No âmbito estadual, salvo engano, não existe nenhuma norma (seja constitucional ou legal) que atribua, expressamente, a função de polícia judiciária, ‘com exclusividade’, à Polícia Civil (assim como acontece com a polícia investigativa) – embora o STJ diga que o seja. Em sendo a minha premissa verdadeira, a Polícia Militar poderia sim cumprir uma ordem de busca e apreensão de um juiz estadual. Não haveria nenhuma ilegalidade ou inconstitucionalidade nesse caso.

Há se reconhecer que a polícia judiciária é uma função ‘típica’ tanto da Polícia Federal quanto da Polícia Civil; todavia, dizer que é típica não significa estabelecer exclusividade. Essa ‘exclusividade’ (de polícia judiciária da União) só é estabelecida para a Polícia Federal, nos termos do inc. IV do § 1º do art. 144 da Constituição Federal – não para a Polícia Civil.

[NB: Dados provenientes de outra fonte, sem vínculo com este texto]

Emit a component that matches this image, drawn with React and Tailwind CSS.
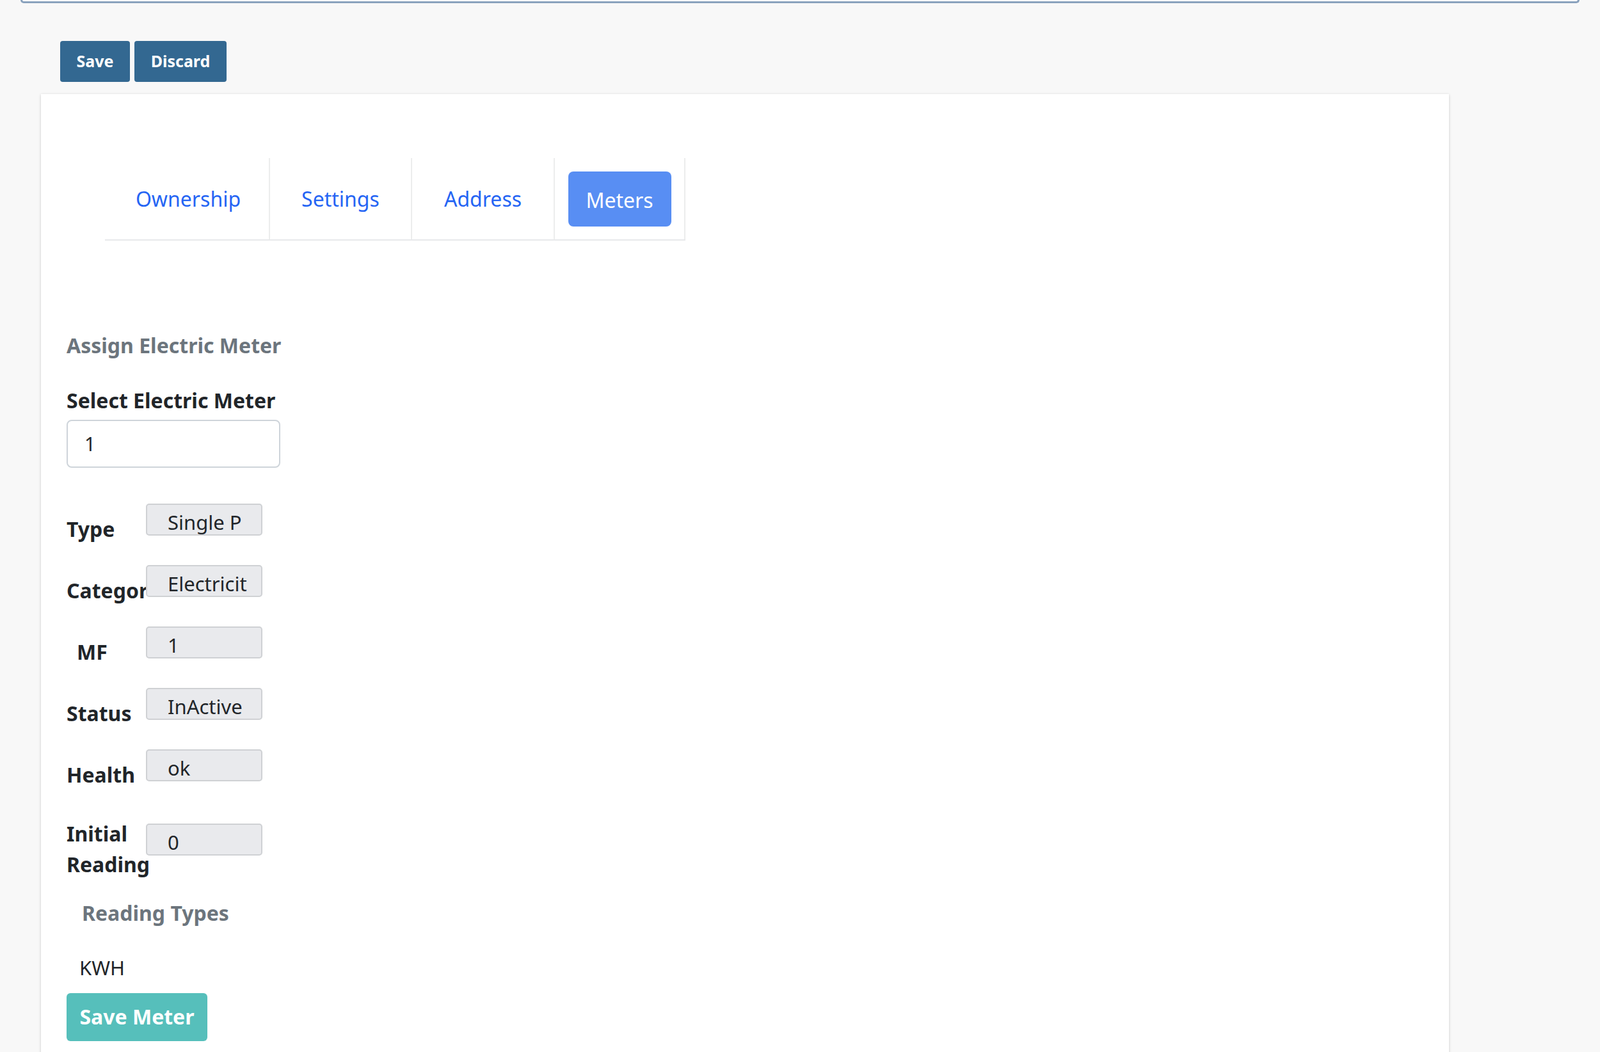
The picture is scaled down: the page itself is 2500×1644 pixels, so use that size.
import React from 'react';

const rows = [
  { label: 'Type', value: 'Single P' },
  { label: 'Category', value: 'Electricit' },
  { label: 'MF', value: '1', indent: true },
  { label: 'Status', value: 'InActive' },
  { label: 'Health', value: 'ok' },
];

function Field({ label, value, indent }) {
  return (
    <div className="flex h-[96px] items-start">
      <div className={`w-[124px] overflow-hidden whitespace-nowrap pt-[16px] text-[32px] font-bold text-[#212529] ${indent ? 'pl-[16px]' : ''}`}>
        {label}
      </div>
      <div className="h-[50px] w-[182px] overflow-hidden whitespace-nowrap rounded-[5px] border-2 border-[#cfd1d4] bg-[#e9eaed] pl-[32px] pt-[4px] text-[31px] text-[#212529]">
        {value}
      </div>
    </div>
  );
}

export default function App() {
  return (
    <div className="min-h-[1644px] bg-[#f8f8f8] font-['Liberation_Sans'] text-[#212529]">
      <div className="mx-[32px] h-[5px] rounded-b-[10px] border-b-[3px] border-x-[3px] border-[#8aa2bd] bg-white" />
      <div className="flex gap-[7px] pl-[94px] pt-[59px]">
        <button className="h-[64px] w-[109px] rounded-[4px] bg-[#336891] font-['Liberation_Sans'] text-[25px] font-bold text-white">Save</button>
        <button className="h-[64px] w-[144px] rounded-[4px] bg-[#336891] font-['Liberation_Sans'] text-[25px] font-bold text-white">Discard</button>
      </div>
      <div className="ml-[64px] mt-[19px] w-[2200px] bg-white pb-[40px] pl-[40px] shadow-[0_1px_4px_rgba(0,0,0,0.2)]">
        <div className="pt-[100px] pl-[60px]">
          <div className="flex h-[129px] w-[907px] border-b-2 border-[#e8e9eb] text-[32px] text-[#2565f4]">
            <div className="flex w-[258px] items-center justify-center border-r-2 border-[#eceded] pl-[4px]">Ownership</div>
            <div className="flex w-[222px] items-center justify-center border-r-2 border-[#eceded]">Settings</div>
            <div className="flex w-[223px] items-center justify-center border-r-2 border-[#eceded]">Address</div>
            <div className="flex w-[204px] items-center justify-center border-r-2 border-[#eceded]">
              <div className="flex h-[86px] w-[161px] items-center justify-center rounded-[8px] bg-[#588ef3] pt-[4px] text-white">Meters</div>
            </div>
          </div>
        </div>
        <div className="pt-[140px] text-[32px] font-bold text-[#6c757d]">Assign Electric Meter</div>
        <div className="mt-[38px] text-[32px] font-bold">Select Electric Meter</div>
        <div className="mt-[6px] flex h-[75px] w-[334px] items-center rounded-[8px] border-2 border-[#ced4da] pl-[26px] text-[30px]">1</div>
        <div className="mt-[56px] flex flex-col">
          {rows.map((r) => (
            <Field key={r.label} {...r} />
          ))}
          <div className="flex items-start pt-[12px]">
            <div className="w-[124px] text-[32px] font-bold leading-[48px]">
              Initial
              <br />
              Reading
            </div>
            <div className="mt-[8px] h-[50px] w-[182px] rounded-[5px] border-2 border-[#cfd1d4] bg-[#e9eaed] pl-[32px] pt-[4px] text-[31px]">0</div>
          </div>
        </div>
        <div className="mt-[28px] pl-[24px] text-[32px] font-bold text-[#6c757d]">Reading Types</div>
        <div className="mt-[38px] pl-[20px] text-[31px]">KWH</div>
        <button className="mt-[16px] h-[75px] w-[220px] rounded-[6px] bg-[#56bfbb] font-['Liberation_Sans'] text-[32px] font-bold text-white">Save Meter</button>
      </div>
    </div>
  );
}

Tudo isso analisando as situações em termos de legalidade e/ou constitucionalidade, sem ingressar no ‘terreno’ das nulidades, onde as questões ganhariam novos contornos.[3]


[1] Termo empregado no enunciado, mas que se refere, em verdade, a uma ‘atribuição’.

[2] AVENA, Norberto. Polícia judiciária e polícia investigativa: distinção. Disponível em: https://www.norbertoavena.com.br/blog/interna/policia-judiciaria-e-policia-investigativa-distincao. Acesso em 05/05/2020.

[3] Lembrando que os tribunais superiores são uníssonos em aplicar o princípio do prejuízo inclusive para as nulidades ditas absolutas. Ou seja: não existe imediatidade na invalidação de atos ilegais ou viciados.